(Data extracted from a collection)
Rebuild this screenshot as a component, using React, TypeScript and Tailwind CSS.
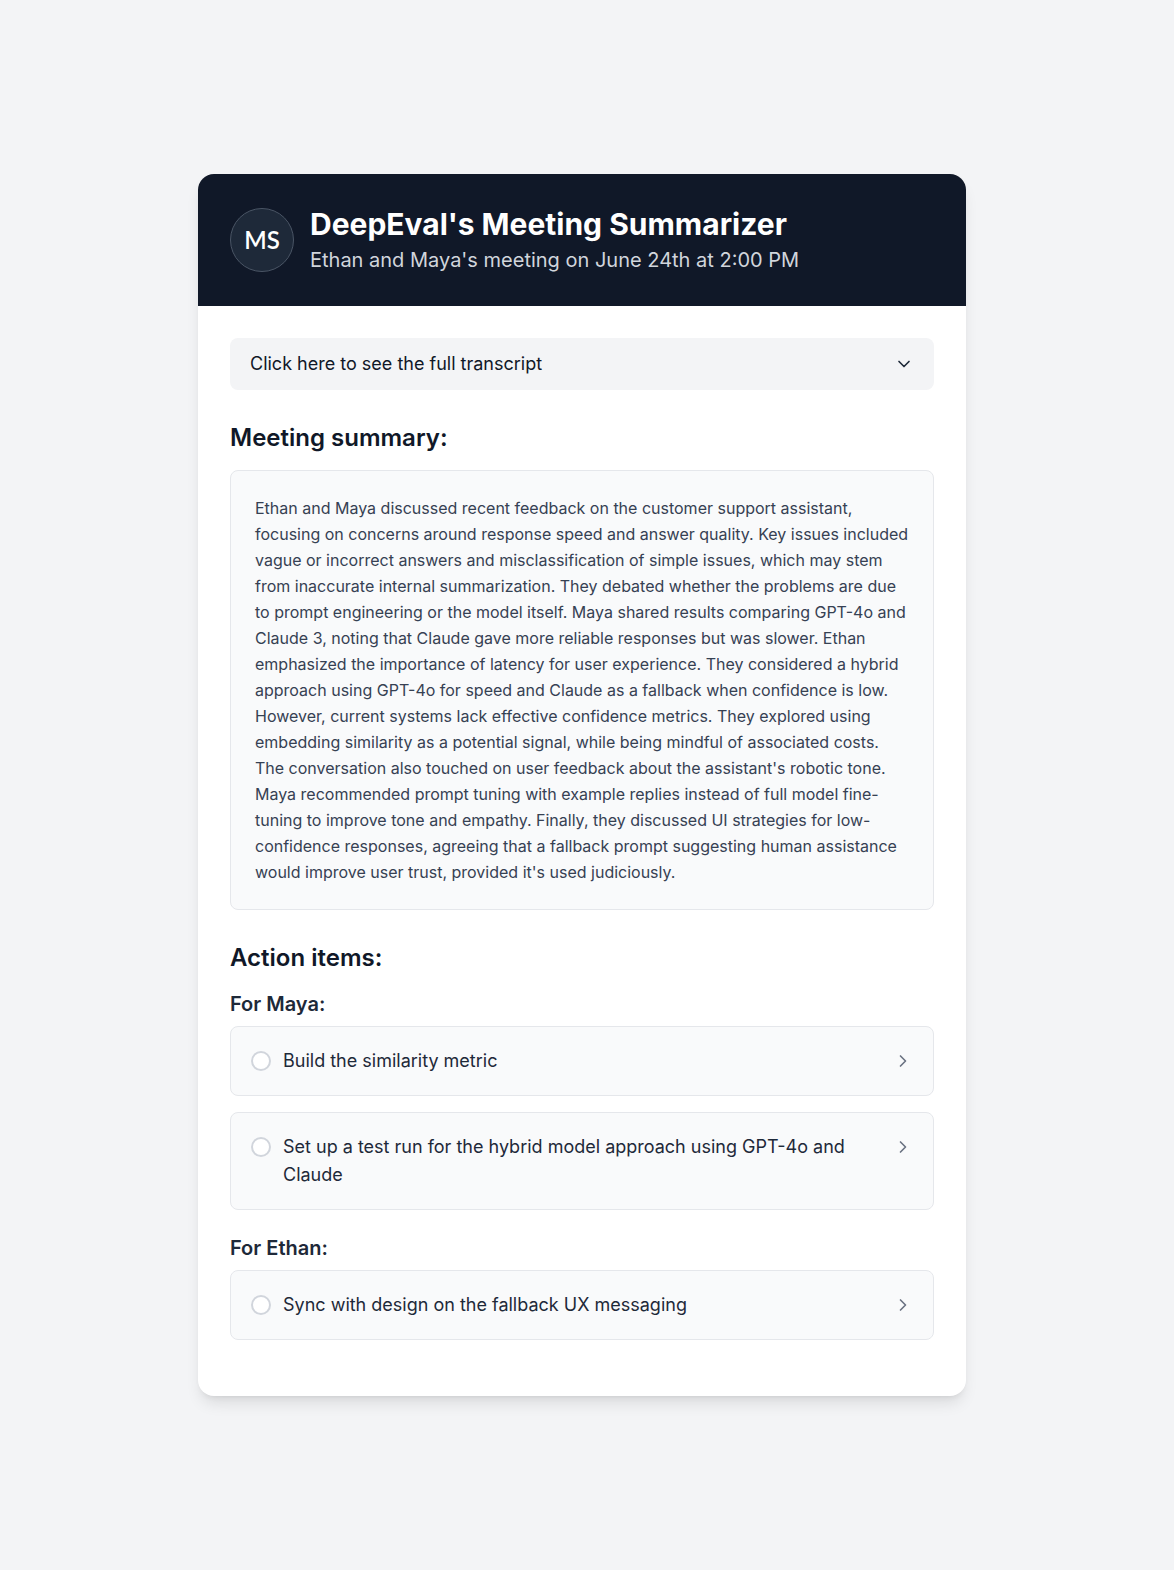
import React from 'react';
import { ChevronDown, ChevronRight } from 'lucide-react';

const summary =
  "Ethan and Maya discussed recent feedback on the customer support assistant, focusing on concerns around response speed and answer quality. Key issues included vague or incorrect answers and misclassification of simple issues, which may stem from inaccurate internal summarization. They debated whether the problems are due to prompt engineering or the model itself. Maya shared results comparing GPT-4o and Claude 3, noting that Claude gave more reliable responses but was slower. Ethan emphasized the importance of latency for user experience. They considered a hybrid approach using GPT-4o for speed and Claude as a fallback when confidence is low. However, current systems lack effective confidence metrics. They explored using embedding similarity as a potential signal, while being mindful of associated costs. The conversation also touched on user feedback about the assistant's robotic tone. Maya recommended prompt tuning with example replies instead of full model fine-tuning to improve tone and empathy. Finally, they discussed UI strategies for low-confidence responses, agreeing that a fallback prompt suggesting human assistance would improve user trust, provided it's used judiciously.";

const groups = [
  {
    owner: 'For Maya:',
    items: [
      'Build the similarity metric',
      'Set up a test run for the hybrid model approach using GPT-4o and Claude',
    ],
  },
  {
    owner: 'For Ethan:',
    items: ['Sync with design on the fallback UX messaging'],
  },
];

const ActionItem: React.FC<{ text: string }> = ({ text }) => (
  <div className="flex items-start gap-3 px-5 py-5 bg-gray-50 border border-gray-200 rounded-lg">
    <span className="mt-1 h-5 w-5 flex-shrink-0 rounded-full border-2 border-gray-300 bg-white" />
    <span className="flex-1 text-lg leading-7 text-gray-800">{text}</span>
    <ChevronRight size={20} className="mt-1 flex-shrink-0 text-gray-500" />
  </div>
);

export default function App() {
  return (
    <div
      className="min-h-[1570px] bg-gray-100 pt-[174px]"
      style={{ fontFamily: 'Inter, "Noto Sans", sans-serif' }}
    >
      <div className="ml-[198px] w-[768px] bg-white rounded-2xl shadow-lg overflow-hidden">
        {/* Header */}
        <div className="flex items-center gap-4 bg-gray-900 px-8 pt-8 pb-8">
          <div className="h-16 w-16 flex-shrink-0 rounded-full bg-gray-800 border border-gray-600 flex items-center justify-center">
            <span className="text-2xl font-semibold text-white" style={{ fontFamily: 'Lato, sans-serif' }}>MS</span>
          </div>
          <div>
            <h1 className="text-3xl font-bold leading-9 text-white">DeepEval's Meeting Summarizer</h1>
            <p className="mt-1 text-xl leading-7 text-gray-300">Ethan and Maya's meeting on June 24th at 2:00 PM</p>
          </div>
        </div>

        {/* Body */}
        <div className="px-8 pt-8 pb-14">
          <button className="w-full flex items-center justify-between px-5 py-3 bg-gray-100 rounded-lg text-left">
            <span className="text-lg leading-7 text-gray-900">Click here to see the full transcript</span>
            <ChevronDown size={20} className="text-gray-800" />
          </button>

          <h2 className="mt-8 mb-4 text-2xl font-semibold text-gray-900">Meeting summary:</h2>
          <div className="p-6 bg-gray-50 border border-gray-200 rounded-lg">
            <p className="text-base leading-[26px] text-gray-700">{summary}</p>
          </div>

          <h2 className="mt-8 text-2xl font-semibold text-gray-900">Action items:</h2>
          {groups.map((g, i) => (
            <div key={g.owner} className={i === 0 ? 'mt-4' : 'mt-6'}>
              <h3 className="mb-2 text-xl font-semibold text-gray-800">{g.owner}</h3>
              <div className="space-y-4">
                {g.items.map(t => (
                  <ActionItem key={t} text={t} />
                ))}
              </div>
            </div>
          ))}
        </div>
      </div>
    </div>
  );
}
---
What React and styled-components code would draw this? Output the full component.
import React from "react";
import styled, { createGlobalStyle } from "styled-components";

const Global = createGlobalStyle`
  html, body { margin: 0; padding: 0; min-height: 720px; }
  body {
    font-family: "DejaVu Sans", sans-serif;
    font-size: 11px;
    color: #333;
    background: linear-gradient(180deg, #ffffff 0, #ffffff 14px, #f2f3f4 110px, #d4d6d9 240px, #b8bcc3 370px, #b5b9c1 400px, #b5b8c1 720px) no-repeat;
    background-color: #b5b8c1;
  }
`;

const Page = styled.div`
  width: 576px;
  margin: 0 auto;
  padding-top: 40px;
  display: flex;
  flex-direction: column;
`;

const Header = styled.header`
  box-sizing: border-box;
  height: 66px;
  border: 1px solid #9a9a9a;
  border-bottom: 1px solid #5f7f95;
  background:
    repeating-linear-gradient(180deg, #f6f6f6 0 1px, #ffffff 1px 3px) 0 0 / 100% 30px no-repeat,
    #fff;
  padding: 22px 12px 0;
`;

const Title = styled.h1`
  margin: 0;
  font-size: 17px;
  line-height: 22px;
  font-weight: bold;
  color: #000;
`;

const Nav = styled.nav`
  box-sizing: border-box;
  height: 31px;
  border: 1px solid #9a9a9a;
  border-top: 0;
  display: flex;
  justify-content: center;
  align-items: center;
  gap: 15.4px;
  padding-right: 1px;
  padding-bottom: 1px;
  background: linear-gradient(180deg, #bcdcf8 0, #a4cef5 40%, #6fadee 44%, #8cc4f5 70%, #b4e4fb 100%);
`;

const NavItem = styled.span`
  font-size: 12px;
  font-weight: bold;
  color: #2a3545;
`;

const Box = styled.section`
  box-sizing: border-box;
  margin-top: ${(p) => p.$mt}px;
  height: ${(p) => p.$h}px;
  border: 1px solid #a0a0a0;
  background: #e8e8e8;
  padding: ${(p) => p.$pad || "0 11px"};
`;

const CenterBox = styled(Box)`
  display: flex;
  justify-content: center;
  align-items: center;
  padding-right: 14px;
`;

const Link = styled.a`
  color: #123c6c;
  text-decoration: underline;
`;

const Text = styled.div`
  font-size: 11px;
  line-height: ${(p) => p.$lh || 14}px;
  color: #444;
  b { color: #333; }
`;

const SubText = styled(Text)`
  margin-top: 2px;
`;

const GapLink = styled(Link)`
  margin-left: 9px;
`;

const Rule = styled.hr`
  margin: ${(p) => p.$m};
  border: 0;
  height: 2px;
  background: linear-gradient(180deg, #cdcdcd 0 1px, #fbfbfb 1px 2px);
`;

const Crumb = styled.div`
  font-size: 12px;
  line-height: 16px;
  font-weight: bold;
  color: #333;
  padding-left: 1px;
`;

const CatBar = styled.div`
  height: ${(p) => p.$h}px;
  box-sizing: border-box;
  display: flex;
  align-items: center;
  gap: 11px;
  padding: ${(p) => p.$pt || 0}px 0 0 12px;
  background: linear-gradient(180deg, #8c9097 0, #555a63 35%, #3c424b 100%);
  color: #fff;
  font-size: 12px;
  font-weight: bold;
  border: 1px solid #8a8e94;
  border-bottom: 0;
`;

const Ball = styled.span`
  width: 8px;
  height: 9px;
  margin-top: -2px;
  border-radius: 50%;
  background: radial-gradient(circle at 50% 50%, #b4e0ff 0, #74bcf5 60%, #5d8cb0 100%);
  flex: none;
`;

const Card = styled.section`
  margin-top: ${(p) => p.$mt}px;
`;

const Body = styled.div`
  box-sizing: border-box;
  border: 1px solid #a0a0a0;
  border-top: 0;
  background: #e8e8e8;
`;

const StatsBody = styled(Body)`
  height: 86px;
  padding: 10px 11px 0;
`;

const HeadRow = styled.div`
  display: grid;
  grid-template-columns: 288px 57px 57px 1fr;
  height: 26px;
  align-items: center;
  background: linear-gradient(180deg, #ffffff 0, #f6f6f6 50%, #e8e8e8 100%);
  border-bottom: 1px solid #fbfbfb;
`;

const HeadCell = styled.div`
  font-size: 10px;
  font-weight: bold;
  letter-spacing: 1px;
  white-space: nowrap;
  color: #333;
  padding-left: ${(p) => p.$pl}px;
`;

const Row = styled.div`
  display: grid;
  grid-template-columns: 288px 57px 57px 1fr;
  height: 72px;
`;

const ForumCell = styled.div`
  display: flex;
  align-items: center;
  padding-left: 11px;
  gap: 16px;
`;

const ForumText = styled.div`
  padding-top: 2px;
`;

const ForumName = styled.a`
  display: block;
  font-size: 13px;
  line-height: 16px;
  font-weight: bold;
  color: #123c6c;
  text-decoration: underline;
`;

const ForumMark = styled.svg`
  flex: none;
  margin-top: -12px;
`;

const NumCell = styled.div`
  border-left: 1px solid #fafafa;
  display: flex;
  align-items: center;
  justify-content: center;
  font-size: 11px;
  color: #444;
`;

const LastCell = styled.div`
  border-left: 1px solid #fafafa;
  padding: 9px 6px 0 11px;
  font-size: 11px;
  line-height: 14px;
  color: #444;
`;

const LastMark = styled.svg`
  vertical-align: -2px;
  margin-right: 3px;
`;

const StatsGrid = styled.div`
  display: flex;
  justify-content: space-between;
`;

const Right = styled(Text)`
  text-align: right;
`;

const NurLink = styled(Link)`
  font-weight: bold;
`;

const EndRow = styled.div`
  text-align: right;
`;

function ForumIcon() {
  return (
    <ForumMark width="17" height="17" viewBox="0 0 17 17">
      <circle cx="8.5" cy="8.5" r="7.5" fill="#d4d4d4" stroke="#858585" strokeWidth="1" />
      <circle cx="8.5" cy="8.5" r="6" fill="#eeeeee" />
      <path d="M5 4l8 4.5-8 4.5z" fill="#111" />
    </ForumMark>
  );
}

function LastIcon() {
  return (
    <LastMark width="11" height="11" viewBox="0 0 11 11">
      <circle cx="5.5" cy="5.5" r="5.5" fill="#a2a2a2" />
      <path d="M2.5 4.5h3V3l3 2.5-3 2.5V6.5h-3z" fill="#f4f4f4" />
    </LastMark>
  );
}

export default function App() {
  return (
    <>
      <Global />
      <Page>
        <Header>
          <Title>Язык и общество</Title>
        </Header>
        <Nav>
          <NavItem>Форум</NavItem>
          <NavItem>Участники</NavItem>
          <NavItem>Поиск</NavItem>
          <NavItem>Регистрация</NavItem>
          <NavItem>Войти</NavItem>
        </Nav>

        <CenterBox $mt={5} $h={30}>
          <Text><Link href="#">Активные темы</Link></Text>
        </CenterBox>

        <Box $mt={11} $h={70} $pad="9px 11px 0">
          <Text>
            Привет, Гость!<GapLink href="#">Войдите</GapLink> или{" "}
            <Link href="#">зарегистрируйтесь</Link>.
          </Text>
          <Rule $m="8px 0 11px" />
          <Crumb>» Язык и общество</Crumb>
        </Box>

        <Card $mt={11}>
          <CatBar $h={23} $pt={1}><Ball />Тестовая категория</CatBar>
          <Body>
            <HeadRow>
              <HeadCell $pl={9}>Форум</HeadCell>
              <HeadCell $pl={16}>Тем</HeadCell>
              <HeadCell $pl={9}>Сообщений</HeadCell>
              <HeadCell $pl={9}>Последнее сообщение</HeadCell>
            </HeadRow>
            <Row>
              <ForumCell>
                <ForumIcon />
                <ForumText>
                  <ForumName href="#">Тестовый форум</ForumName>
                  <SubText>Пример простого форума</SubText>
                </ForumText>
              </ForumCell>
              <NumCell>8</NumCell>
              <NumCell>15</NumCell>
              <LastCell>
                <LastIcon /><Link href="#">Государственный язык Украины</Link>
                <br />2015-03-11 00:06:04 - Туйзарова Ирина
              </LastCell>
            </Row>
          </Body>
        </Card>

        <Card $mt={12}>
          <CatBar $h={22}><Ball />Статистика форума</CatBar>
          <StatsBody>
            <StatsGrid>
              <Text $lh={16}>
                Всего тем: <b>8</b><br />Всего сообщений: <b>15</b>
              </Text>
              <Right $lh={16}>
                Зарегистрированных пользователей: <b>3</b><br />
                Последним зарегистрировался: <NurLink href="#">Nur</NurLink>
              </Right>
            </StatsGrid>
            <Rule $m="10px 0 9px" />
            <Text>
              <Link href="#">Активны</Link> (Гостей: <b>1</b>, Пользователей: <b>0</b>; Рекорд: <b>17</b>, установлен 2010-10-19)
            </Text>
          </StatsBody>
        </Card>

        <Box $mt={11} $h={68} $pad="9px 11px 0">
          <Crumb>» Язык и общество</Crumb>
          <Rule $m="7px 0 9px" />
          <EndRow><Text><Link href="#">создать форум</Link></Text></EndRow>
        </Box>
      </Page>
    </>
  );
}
...
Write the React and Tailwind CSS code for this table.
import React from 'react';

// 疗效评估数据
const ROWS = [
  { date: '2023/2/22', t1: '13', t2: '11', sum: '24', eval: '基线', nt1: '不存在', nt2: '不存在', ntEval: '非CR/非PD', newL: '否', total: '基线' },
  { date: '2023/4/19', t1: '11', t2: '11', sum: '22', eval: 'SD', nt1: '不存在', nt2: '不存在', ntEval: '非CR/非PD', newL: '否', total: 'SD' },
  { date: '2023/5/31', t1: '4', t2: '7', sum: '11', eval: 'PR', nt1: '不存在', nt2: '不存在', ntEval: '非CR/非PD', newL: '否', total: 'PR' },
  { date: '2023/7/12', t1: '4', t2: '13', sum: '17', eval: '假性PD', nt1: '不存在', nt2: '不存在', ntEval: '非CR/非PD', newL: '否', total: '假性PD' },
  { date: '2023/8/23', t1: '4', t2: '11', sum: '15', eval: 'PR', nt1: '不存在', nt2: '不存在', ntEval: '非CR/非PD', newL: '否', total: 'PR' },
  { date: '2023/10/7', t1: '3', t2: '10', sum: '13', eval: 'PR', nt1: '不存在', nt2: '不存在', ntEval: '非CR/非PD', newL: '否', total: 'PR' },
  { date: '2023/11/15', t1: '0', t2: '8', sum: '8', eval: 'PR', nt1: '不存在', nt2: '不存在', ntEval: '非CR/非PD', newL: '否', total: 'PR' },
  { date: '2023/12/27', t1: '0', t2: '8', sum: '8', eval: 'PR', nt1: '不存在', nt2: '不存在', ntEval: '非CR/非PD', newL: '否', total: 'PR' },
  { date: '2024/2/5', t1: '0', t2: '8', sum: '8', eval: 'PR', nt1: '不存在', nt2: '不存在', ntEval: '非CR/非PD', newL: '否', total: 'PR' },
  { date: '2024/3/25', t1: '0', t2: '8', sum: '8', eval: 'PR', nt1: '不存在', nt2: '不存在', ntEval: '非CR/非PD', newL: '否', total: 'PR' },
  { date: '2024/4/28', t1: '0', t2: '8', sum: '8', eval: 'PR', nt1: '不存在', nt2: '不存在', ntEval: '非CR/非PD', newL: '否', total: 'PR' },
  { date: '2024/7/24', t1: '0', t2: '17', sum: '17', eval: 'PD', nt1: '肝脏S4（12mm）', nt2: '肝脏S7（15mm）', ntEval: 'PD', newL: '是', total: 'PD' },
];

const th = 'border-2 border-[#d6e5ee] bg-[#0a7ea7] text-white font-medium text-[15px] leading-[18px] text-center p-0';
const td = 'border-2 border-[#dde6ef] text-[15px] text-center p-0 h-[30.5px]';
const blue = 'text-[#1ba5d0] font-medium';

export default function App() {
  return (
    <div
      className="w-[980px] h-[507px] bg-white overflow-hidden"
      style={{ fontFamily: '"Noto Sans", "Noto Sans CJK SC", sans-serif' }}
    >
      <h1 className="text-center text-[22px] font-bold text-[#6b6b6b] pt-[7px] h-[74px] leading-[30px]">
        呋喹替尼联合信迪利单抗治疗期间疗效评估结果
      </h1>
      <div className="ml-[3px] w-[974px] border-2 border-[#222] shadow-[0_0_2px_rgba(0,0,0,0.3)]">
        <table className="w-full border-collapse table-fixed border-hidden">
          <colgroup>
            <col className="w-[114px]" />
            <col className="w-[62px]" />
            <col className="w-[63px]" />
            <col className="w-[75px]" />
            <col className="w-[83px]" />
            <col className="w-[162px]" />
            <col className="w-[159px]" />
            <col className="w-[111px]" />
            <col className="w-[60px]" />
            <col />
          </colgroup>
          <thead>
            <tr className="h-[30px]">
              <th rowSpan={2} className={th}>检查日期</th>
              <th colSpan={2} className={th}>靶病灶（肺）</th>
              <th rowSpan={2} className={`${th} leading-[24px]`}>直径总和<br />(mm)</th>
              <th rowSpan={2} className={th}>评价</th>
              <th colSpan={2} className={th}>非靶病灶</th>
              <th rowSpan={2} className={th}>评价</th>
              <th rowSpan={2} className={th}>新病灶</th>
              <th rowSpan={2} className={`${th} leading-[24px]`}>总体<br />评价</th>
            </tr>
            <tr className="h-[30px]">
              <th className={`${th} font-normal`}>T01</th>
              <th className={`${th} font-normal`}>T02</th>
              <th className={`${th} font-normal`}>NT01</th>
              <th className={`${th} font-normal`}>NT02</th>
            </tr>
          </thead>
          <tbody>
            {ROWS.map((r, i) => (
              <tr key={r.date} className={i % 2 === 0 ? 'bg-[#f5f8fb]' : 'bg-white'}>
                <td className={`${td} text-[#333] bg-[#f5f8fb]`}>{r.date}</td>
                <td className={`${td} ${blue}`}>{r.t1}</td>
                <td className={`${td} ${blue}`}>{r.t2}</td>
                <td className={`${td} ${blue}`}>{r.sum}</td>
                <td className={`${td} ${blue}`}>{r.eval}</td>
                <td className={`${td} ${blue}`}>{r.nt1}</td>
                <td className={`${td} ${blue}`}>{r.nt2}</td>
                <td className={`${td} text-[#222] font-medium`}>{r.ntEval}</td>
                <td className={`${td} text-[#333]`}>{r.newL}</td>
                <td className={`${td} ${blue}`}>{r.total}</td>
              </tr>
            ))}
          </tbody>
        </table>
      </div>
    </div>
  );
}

- What the exercise asks -
Search the data for "would". Copy every matching line.

- Full answer -
  "Ethan and Maya discussed recent feedback on the customer support assistant, focusing on concerns around response speed and answer quality. Key issues included vague or incorrect answers and misclassification of simple issues, which may stem from inaccurate internal summarization. They debated whether the problems are due to prompt engineering or the model itself. Maya shared results comparing GPT-4o and Claude 3, noting that Claude gave more reliable responses but was slower. Ethan emphasized the importance of latency for user experience. They considered a hybrid approach using GPT-4o for speed and Claude as a fallback when confidence is low. However, current systems lack effective confidence metrics. They explored using embedding similarity as a potential signal, while being mindful of associated costs. The conversation also touched on user feedback about the assistant's robotic tone. Maya recommended prompt tuning with example replies instead of full model fine-tuning to improve tone and empathy. Finally, they discussed UI strategies for low-confidence responses, agreeing that a fallback prompt suggesting human assistance would improve user trust, provided it's used judiciously.";
What React and styled-components code would draw this? Output the full component.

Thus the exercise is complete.